Norwegian novelist Jacobsen folds a quietly powerful coming-of-age story into a rendition of daily life on one of Norway’s rural islands a hundred years ago in a novel that was shortlisted for the 2017 Man Booker International Prize.
Ingrid Barrøy, her father, Hans, mother, Maria, grandfather Martin, and slightly addled aunt Barbro are the owners and sole inhabitants of Barrøy Island, one of numerous small family-owned islands in an area of Norway barely touched by the outside world. The novel follows Ingrid from age 3 through a carefree early childhood of endless small chores, simple pleasures, and unquestioned familial love into her more ambivalent adolescence attending school off the island and becoming aware of the outside world, then finally into young womanhood when she must make difficult choices. Readers will share Ingrid’s adoration of her father, whose sense of responsibility conflicts with his romantic nature. He adores Maria, despite what he calls her “la-di-da” ways, and is devoted to Ingrid.

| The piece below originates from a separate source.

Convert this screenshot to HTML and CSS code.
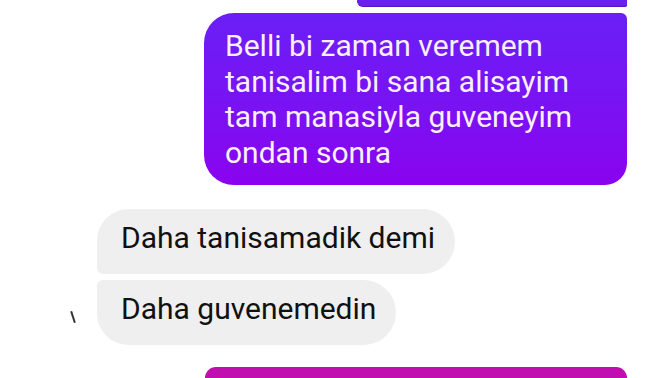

Twice he finds work on the mainland for his sister, Barbro, but, afraid she’ll be unhappy, he brings her home both times. Rooted to the land where he farms and tied to the sea where he fishes, Hans struggles to maintain his family’s hardscrabble existence on an island where every repair is a struggle against the elements. But his efforts are Sisyphean. Life as a Barrøy on Barrøy remains precarious. Changes do occur in men’s and women’s roles, reflected in part by who gets a literal chair to sit on at meals, while world crises—a war, Sweden’s financial troubles—have unexpected impact. Yet the drama here occurs in small increments, season by season, following nature’s rhythm through deaths and births, moments of joy and deep sorrow. The translator’s decision to use roughly translated phrases in conversation—i.e., “Tha’s goen’ nohvar” for "You’re going nowhere")—slows the reading down at first but ends up drawing readers more deeply into the world of Barrøy and its prickly, intensely alive inhabitants.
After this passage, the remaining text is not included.